The eu says it cannot make a decision on equivalences until Britain makes its approach to divergence clear. The British government has talked in vague terms about deregulation—Rishi Sunak, the chancellor of the exchequer, referred to “Big Bang 2.0 or whatever” in a newspaper interview—but has not committed itself to divergence. A crucial question is what the eu would require of Britain in exchange for equivalence. “If it means targeting the same broad outcomes of well-functioning markets that is fine,” says an insurer. “But we can’t agree to line-by-line regulation by email.”

Big firms in the City are keener on equivalence than divergence. Europe, the source of a third of the financial-services industry’s export business, is important to them, and European rules, which Britain helped to shape, have served them well. For global firms, a common regulatory system between Britain and the eu makes the world a simpler place.

Compared with global City firms, those headquartered in Britain are less set on equivalence. They are more concerned about what will happen when, unconstrained by British policymakers, Europe’s more interventionist instincts are brought to bear on regulation.

Over to the west of the City in Mayfair, where most of London’s hedge funds are located, opinion is heavily in favour of divergence. Hedge fund managers’ views, shaped by a fast-moving world in which regulation is often a drag on innovation, tend to be more eurosceptic than those of the bosses of global firms located in the City and Canary Wharf. While most City figures wanted Britain to remain in the eu, high-profile hedge-fund bosses such as Crispin Odey and Sir Paul Marshall helped finance the Leave campaign.

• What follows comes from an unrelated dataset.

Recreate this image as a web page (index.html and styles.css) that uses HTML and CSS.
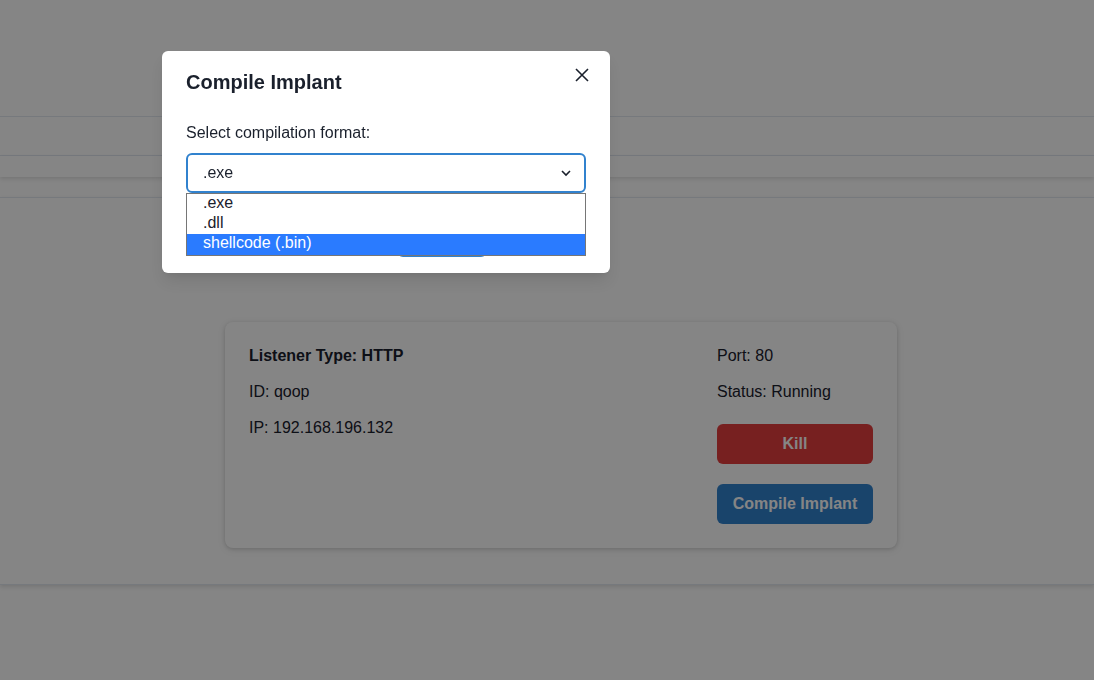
FILE: index.html
```html
<!DOCTYPE html>
<html>
<head>
<meta charset="utf-8">
<link rel="stylesheet" href="styles.css">
</head>
<body>
<div class="page">
  <div class="topbar"></div>
  <div class="tabs"></div>
  <div class="subbar"></div>
  <div class="section">
    <div class="card">
      <div class="info">
        <p class="title">Listener Type: HTTP</p>
        <p>ID: qoop</p>
        <p>IP: 192.168.196.132</p>
      </div>
      <div class="side">
        <p>Port: 80</p>
        <p>Status: Running</p>
        <button class="btn btn-red">Kill</button>
        <button class="btn btn-blue">Compile Implant</button>
      </div>
    </div>
  </div>
</div>
<div class="overlay"></div>
<div class="modal">
  <button class="close" aria-label="Close">
    <svg width="14" height="14" viewBox="0 0 14 14"><path d="M1 1L13 13M13 1L1 13" stroke="#1a202c" stroke-width="1.6" fill="none"/></svg>
  </button>
  <header class="mhead">Compile Implant</header>
  <div class="mbody">
    <p class="label">Select compilation format:</p>
    <div class="select">
      <span>.exe</span>
      <svg width="12" height="8" viewBox="0 0 12 8"><path d="M2 2l4 4 4-4" stroke="#1a202c" stroke-width="1.6" fill="none"/></svg>
      <ul class="options">
        <li>.exe</li>
        <li>.dll</li>
        <li class="sel">shellcode (.bin)</li>
      </ul>
    </div>
  </div>
  <footer class="mfoot">
    <button class="btn btn-blue small">Compile</button>
  </footer>
</div>
</body>
</html>
```

FILE: styles.css
```css
* { box-sizing: border-box; }
html, body { margin: 0; padding: 0; }
body {
  font-family: "Liberation Sans", Arial, sans-serif;
  font-size: 16px;
  color: #1a202c;
  background: #fff;
  width: 1094px;
  height: 680px;
  overflow: hidden;
  position: relative;
}
p { margin: 0; }
.topbar { height: 117px; border-bottom: 1px solid #e2e8f0; }
.tabs { height: 39px; border-bottom: 1px solid #e2e8f0; }
.subbar { height: 21px; box-shadow: 0 2px 4px rgba(0,0,0,0.12); background: #fff; }
.section {
  margin-top: 20px;
  border-top: 1px solid #e2e8f0;
  height: 388px;
  padding: 124px 0 0 225px;
  border-bottom: 1px solid #e2e8f0;
  box-shadow: 0 2px 4px rgba(0,0,0,0.12);
}
.card {
  width: 672px;
  height: 226px;
  background: #fff;
  border-radius: 8px;
  box-shadow: 0 1px 4px rgba(0,0,0,0.15), 0 2px 8px rgba(0,0,0,0.08);
  padding: 22px 24px 24px;
  display: flex;
  justify-content: space-between;
}
.info, .side { display: flex; flex-direction: column; gap: 12px; }
.info p, .side p { line-height: 24px; }
.title { font-weight: 700; }
.side { width: 156px; }
.btn {
  height: 40px;
  border: none;
  border-radius: 6px;
  color: #fff;
  font-family: inherit;
  font-size: 16px;
  font-weight: 700;
  padding: 0 8px;
  white-space: nowrap;
}
.side .btn { width: 156px; }
.side .btn-red { margin-top: 8px; }
.side .btn-blue { margin-top: 8px; }
.btn-red { background: #e53e3e; }
.btn-blue { background: #3182ce; }
.overlay {
  position: fixed;
  inset: 0;
  background: rgba(0,0,0,0.48);
}
.modal {
  position: absolute;
  left: 162px;
  top: 51px;
  width: 448px;
  background: #fff;
  border-radius: 6px;
  box-shadow: 0 10px 15px -3px rgba(0,0,0,0.1), 0 4px 6px -2px rgba(0,0,0,0.05);
}
.close {
  position: absolute;
  top: 8px;
  right: 12px;
  width: 32px;
  height: 32px;
  border: none;
  background: transparent;
  display: flex;
  align-items: center;
  justify-content: center;
  padding: 0;
}
.mhead {
  padding: 16px 24px;
  font-size: 20px;
  font-weight: 700;
  line-height: 30px;
}
.mbody { padding: 8px 24px; }
.label { line-height: 24px; margin-bottom: 8px; }
.select {
  position: relative;
  height: 40px;
  border: 2px solid #3182ce;
  border-radius: 6px;
  display: flex;
  align-items: center;
  justify-content: space-between;
  padding: 0 12px 0 15px;
}
.select span { line-height: 24px; }
.options {
  position: absolute;
  left: -2px;
  right: -2px;
  top: 38px;
  margin: 0;
  padding: 0;
  list-style: none;
  background: #fff;
  border: 1px solid #767676;
  z-index: 2;
}
.options li {
  height: 20px;
  line-height: 18px;
  padding-left: 16px;
}
.options li.sel {
  height: 21px;
  background: #2a7bff;
  color: #fff;
}
.mfoot { padding: 16px 24px; display: flex; }
.small { margin-left: 211px; width: 90px; }
```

Unlike banks, which do a lot of business in Europe, hedge funds raise most of their capital in Asia and the Middle East. They are lightly regulated, and plan to stay that way. “The only times the eu has affected my business is when they have tried to destroy it,” says a hedge-fund manager. The alternative investment sector is fairly small—it pays less than £5bn a year in tax and employs around 40,000 people—but its big cheeses are generous Conservative Party donors, so it has an outsized political voice.

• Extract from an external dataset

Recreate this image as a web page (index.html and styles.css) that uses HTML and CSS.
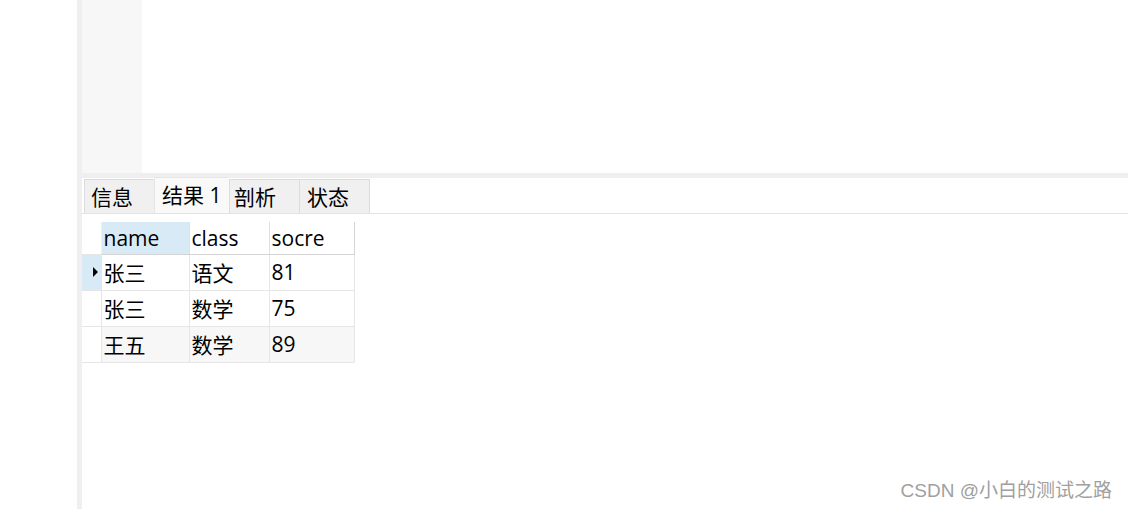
FILE: index.html
```html
<!DOCTYPE html>
<html lang="zh-CN">
<head>
<meta charset="utf-8">
<title>结果</title>
<link rel="stylesheet" href="styles.css">
</head>
<body>
<div class="app">
  <div class="blank"></div>
  <div class="divider"></div>
  <div class="main">
    <div class="editor">
      <div class="gutter"></div>
      <div class="code"></div>
    </div>
    <div class="band"></div>
    <div class="tabs">
      <div class="tab t1">信息</div>
      <div class="tab active t2">结果 1</div>
      <div class="tab t3">剖析</div>
      <div class="tab t4">状态</div>
    </div>
    <div class="results">
      <table class="grid">
        <thead>
          <tr><th class="ind"></th><th class="c1 sel">name</th><th class="c2">class</th><th class="c3">socre</th></tr>
        </thead>
        <tbody>
          <tr class="cur"><td class="ind"><span class="arrow"></span></td><td>张三</td><td>语文</td><td>81</td></tr>
          <tr><td class="ind"></td><td>张三</td><td>数学</td><td>75</td></tr>
          <tr class="alt"><td class="ind"></td><td>王五</td><td>数学</td><td>89</td></tr>
        </tbody>
      </table>
      <div class="watermark">CSDN @小白的测试之路</div>
    </div>
  </div>
</div>
</body>
</html>
```
FILE: styles.css
```css
* { box-sizing: border-box; }
html, body { margin: 0; padding: 0; background: #fff; }
body {
  font-family: "Open Sans", "Noto Sans CJK SC", sans-serif;
  color: #000;
  width: 1128px;
  height: 509px;
  overflow: hidden;
}
.app { display: flex; height: 509px; }
.blank { width: 77px; background: #fff; }
.divider { width: 5px; background: #efefef; }
.main { flex: 1; display: flex; flex-direction: column; }
.editor { height: 173px; display: flex; }
.gutter { width: 60px; background: #f7f7f7; }
.code { flex: 1; background: #fff; }
.band { height: 5px; background: #efefef; }
.tabs {
  height: 36px;
  display: flex;
  align-items: flex-end;
  padding-left: 2px;
  border-bottom: 1px solid #e3e3e3;
}
.tab {
  height: 34px;
  font-size: 21px;
  line-height: 34px;
  background: #f0f0f0;
  border: 1px solid #dcdcdc;
  border-bottom: none;
  border-right: none;
  white-space: nowrap;
}
.t1 { width: 70px; padding-left: 6px; }
.t2 { width: 75px; padding-left: 7px; }
.t3 { width: 70px; padding-left: 4px; }
.t4 { width: 71px; padding-left: 7px; border-right: 1px solid #dcdcdc; }
.tab.active { height: 36px; background: #f9f9f9; line-height: 34px; border-color: #e6e6e6; }
.results { flex: 1; position: relative; padding-top: 8px; }
.grid {
  border-collapse: collapse;
  font-size: 21px;
  table-layout: fixed;
}
.grid th, .grid td {
  padding: 0 0 0 2px;
  text-align: left;
  font-weight: normal;
  border-right: 1px solid #e6e6e6;
  border-bottom: 1px solid #e6e6e6;
  white-space: nowrap;
}
.grid th { height: 32px; border-bottom-color: #d4d4d4; border-right-color: #e0e0e0; }
.grid td { height: 36px; }
.grid .ind { width: 19px; padding: 0; border-right: 1px solid #e6e6e6; }
.grid th.ind { border-bottom-color: #e6e6e6; border-right-color: #f0f0f0; }
.grid .c1 { width: 88px; }
.grid .c2 { width: 80px; }
.grid .c3 { width: 85px; border-right-color: #d4d4d4; }
.grid th.sel { background: #d9eaf7; }
.grid tr.cur td.ind { background: #d9eaf7; }
.grid tr.alt td { background: #f7f7f7; }
.grid tr.alt td.ind { background: #fff; }
.arrow {
  display: block;
  width: 0; height: 0;
  margin-left: 11px;
  border-top: 5px solid transparent;
  border-bottom: 5px solid transparent;
  border-left: 5px solid #000;
}
.watermark {
  position: absolute;
  right: 16px;
  bottom: 7px;
  font-family: "Liberation Sans", "Noto Sans CJK SC", sans-serif;
  font-size: 19px;
  color: #a0a0a0;
  text-shadow: 0 0 1px #fff;
}
```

The hedge funds’ particular bugbear is the eu’s Alternative Investment Fund Managers Directive, which provides a framework for regulating them. Many want it dropped, and the sector deregulated by, for instance, lowering authorisation requirements and dropping disclosure rules. But while such a step would go down well in pricey Mayfair eateries, those who dine in marginally less expensive City restaurants fear it would invite retaliation from Europe and thus make their lives more difficult.

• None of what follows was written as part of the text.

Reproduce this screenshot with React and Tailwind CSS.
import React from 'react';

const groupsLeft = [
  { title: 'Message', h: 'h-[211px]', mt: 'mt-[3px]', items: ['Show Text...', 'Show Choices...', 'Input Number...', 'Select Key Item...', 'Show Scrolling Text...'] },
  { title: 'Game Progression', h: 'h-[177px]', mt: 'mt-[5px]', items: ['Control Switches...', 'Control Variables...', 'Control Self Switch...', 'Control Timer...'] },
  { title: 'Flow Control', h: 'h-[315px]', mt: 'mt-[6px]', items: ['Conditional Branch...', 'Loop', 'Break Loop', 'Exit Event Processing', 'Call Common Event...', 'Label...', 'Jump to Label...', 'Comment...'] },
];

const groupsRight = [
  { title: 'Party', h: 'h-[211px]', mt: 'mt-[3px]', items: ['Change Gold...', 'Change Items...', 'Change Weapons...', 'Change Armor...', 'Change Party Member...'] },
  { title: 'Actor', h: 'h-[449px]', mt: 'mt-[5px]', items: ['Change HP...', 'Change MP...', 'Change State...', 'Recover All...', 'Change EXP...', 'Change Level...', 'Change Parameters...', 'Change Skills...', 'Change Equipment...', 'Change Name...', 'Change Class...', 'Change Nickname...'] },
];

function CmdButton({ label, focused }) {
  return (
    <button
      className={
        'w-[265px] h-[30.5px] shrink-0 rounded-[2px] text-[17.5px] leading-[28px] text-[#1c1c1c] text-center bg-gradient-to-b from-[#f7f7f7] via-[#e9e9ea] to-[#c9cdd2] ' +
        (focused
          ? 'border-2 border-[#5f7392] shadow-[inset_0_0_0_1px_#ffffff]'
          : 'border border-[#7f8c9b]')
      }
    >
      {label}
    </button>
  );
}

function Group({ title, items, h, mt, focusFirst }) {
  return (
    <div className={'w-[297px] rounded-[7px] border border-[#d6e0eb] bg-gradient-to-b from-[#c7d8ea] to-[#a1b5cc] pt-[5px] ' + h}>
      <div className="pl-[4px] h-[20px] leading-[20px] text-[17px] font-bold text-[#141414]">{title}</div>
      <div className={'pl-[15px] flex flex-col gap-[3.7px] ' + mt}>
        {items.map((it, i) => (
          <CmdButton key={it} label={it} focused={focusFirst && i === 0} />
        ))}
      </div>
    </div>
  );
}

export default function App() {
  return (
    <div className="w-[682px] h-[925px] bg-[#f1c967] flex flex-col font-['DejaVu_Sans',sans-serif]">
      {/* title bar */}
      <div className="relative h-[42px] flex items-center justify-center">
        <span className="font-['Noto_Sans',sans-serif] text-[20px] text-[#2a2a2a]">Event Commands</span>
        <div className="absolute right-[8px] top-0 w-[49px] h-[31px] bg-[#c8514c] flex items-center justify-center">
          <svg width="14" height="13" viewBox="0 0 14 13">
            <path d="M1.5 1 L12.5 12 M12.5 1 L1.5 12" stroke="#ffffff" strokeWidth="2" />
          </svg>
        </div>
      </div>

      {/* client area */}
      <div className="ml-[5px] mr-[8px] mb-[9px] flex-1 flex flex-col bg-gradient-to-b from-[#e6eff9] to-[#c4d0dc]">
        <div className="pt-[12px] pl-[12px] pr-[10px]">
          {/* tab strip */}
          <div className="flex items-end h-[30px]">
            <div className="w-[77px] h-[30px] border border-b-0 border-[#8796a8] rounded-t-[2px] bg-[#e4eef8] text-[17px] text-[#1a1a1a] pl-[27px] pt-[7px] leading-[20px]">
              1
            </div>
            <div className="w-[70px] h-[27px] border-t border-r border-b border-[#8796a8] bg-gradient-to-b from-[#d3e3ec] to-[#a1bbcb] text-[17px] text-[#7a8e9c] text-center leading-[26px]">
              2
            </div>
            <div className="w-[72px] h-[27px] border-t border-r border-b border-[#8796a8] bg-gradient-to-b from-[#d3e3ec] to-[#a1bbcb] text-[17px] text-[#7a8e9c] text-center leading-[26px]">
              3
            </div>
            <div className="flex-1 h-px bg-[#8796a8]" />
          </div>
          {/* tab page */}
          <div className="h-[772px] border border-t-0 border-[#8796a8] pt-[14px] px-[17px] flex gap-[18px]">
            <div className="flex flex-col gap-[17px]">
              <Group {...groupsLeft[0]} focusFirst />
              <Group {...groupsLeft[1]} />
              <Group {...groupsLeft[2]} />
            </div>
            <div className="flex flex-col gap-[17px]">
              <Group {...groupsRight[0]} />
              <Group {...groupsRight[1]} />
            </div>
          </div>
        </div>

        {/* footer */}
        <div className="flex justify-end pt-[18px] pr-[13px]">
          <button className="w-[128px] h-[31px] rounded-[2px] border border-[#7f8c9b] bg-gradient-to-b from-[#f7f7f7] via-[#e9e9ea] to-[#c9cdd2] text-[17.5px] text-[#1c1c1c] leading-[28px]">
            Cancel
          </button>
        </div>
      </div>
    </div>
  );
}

The hedge funds are not alone in wanting divergence. Many in the insurance industry believe that a review of the Solvency II regulatory regime focusing on the needs of British firms could lead to some marginal improvements. Smaller challenger banks hope that Britain can tweak the prudential framework to suit them better.

For sectors such as manufacturing and agriculture, Britain must choose whether to align with European or American regulations. In financial services it has more clout. The eu without Britain is not a huge force in finance (see chart). Its share of the overall business has fallen from a fifth to 13% as a result of Brexit, compared with Britain’s 8% share. In many areas, Britain’s share is bigger than that of the eu 27. Now that it no longer needs to agree rules with its old European partners, Britain can make deals with countries like America, Singapore, Switzerland and Japan that offer a path to capturing fast-growing new markets such as fintech and carbon trading and for setting the rules that determine how those businesses are done.

The question of whether Britain should go for equivalence will probably be settled not in the City, Mayfair or Westminster but in Brussels. The eu’s sluggish approach to negotiations suggests that it sees no great advantage in offering Britain equivalence deals on terms that are likely to be accepted. If that is so, the City will have to adapt to a new world—as it has done before, and will no doubt do again.